Kommentar von Sylke Mathiebe

Beinahe obligatorisch erscheinen die öffentlich geäußerten Kommentare, die sich gegen Gewalt in jeder Form wenden und den Anschein erwecken, alle diese Taten als gleich schlimm einzustufen. Doch Medieninteresse, Anzahl und Prominenz derer, die sich zu dem aktuellen Überfall auf den Kulturkeller des D5 äußern, zeigen nicht zum ersten Mal deutlich, dass es in der Bewertung des Gewichts der jeweiligen Taten erhebliche Unterschiede gibt und die Frage muss gestellt werden, woran das liegt.

Dass Herr Dietel diesmal keinen offenen Brief schreibt, scheint verständlich, schließlich lässt sich das Feindbild in diesem Fall nicht so ohne Weiteres festschreiben.
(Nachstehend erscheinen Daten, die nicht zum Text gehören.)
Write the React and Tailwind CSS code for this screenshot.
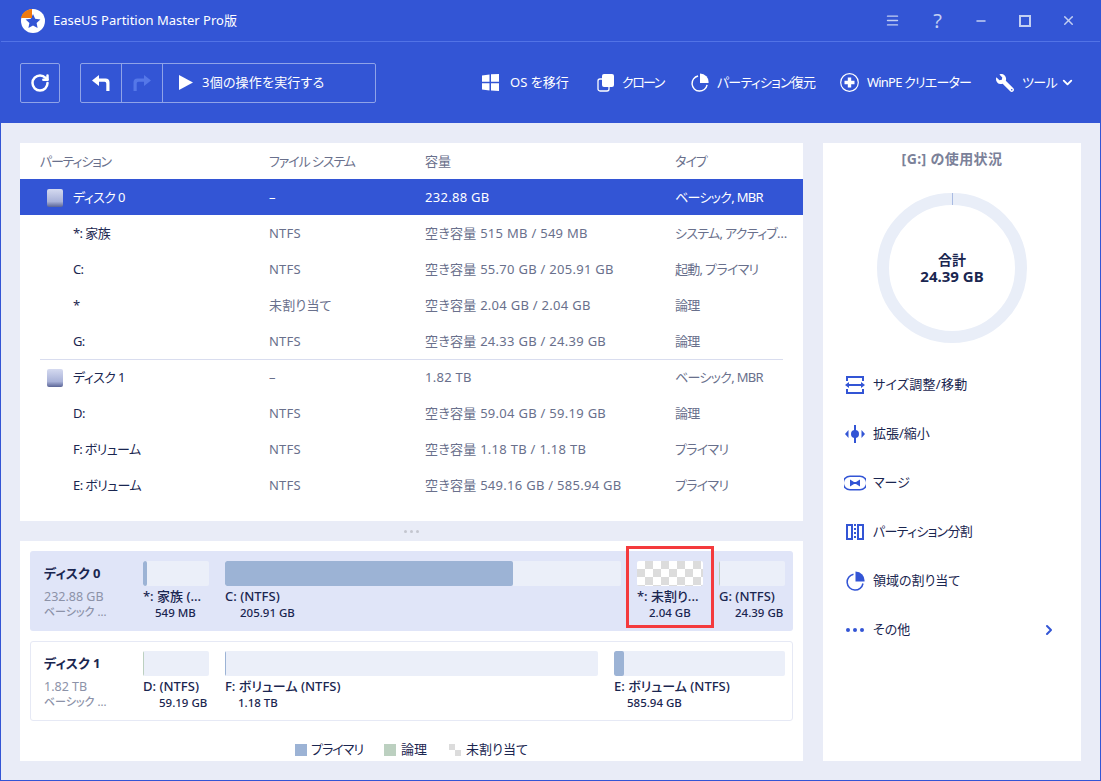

Doch was unterscheidet in der öffentlichen Wahrnehmung den nahezu gleichartig verlaufenen Anschlag auf zwei Gaststätten in der Wurzener Innenstadt vom Überfall auf den Kulturkeller des NDK?

Warum wird das private Eigentum eines Gaststättenbesitzers, der dieses ausschließlich dazu verwendet, um persönlichen Gewinn daraus zu erzielen, offensichtlich höher bewertet, als das gemeinschaftliche Eigentum eines Vereins, das zum großen Teil aus unentgeltlichen Eigenleistungen der Vereinsmitglieder erwachsen ist und das dieser regelmäßig auch unentgeltlich der Stadtgesellschaft für verschiedenste Veranstaltungen zur Verfügung stellt? Sollte das nicht eigentlich umgekehrt sein?